Такой человек за час, за пятнадцать минут становится совсем другим, и можно быть уверенным, что больше он ни одной иконы на растопку не пустит, но сначала покажет ее сведущему человеку.

Какова же четвертая категория людей? Собиратели, коллекционеры. Икона им дорога как историческая, художественная, национальная ценность или хотя бы как предмет их увлечения. Конечно, и собирателей можно разделить, в свою очередь, на категории. Один собирает, чтобы спасти, чтобы уцелело, чтобы сделалось в конце концов народным достоянием. Другой видит в этом корысть. Третий увлечен более или менее бездумно, и для него нет большой разницы между иконой и этикеткой с бутылки из-под французского коньяка.

Итак, председатель сказал:

– Я ведь не думал, что это кого-нибудь еще может интересовать.

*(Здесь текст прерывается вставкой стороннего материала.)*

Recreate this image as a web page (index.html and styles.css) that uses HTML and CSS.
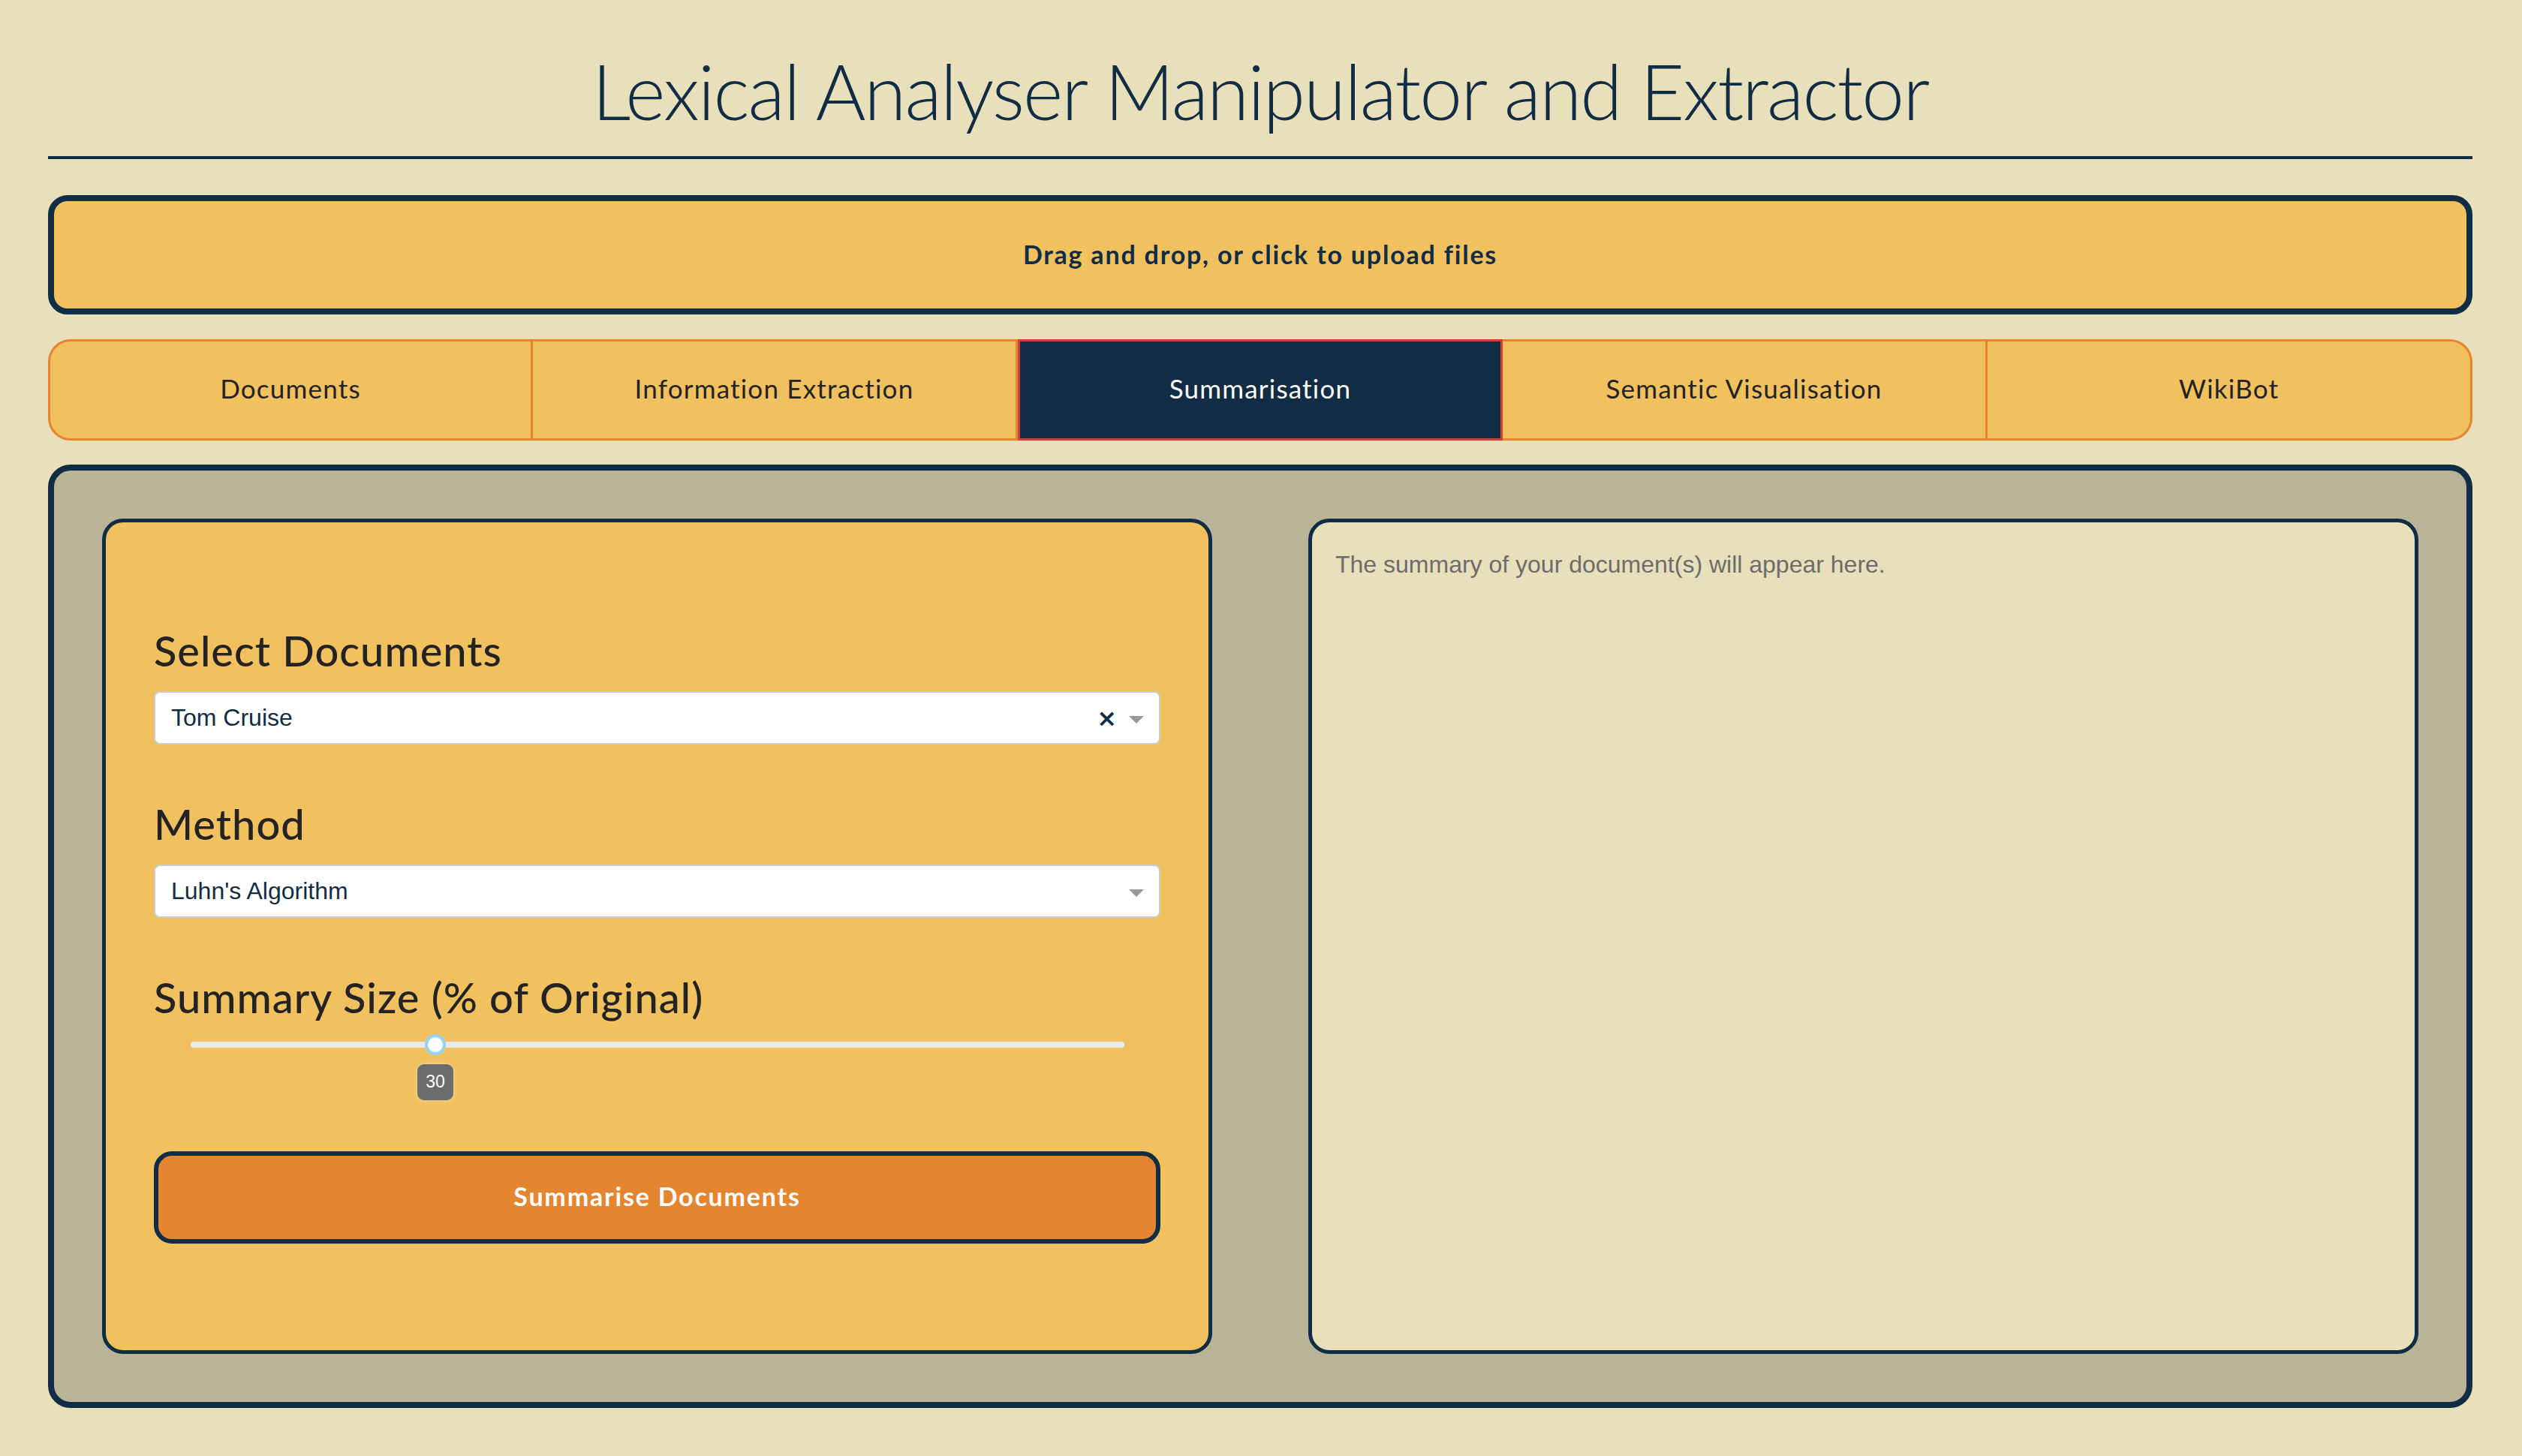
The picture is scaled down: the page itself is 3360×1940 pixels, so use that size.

В церкви – голые стены. Масляная роспись цела. Все остальное, даже сам иконостас, то есть те стояки и перекладины, которые образуют гнезда для икон, резьба, деревянные цветы и птицы, покрытые позолотой, а также и сами иконы, – все обрушено на пол и изрублено в мелкую щепу. Золотисто-синяя, золотисто-красная щепа образовала холм чуть ли не до середины церковного интерьера. Славно поработали плотнички с топорами.

– В нашей церкви особенной старины не было, – утешал не то нас, не то сам себя председатель. – Вот в Аннине была старина.

– Цела?

– Что вы! Аннинскую церковь сломали в тридцатых годах. В то время кое-что из Аннинской церкви перенесли к нам в Петроково. Ну и правда, старинное. Я не понимаю, но и мне видать.

– Где же оно?

– Все тут, в этой братской могиле, – кивнул председатель на позолоченный холм. – Статуя одна была. Из Аннина. Выше меня ростом, метра два. Из цельного бревна вытесана. Мужик с бородой сидит и щеку ладонью подпер, как печалится. На ногах кандалы. Интересная была статуя.

Мы начали ворошить щепу. Стали попадаться нам то обрубок руки, то половина бороды, то глаз.

Из-под вороха я вытащил небольшой квадратный «праздничек», а именно «Вход в Иерусалим». По иконе, написанной на тонкой доске, было тяпнуто топором с обратной стороны. Доска переломилась, но толстая холстина (паволока), наклеенная с лица, удержала на себе обе половинки. Я крепко стиснул дощечку на переломе, и она сошлась. У меня в руках оказалась цельная в общем-то иконка, только с грубым шрамом, потому что краска на изгибе паволоки осыпалась. Покопавшись, я извлек из щепы еще семь «праздников». Все они были однотипно изранены, но все в конце концов составились и соединились, как составляется, вероятно, при переломе кость человеческого бедра.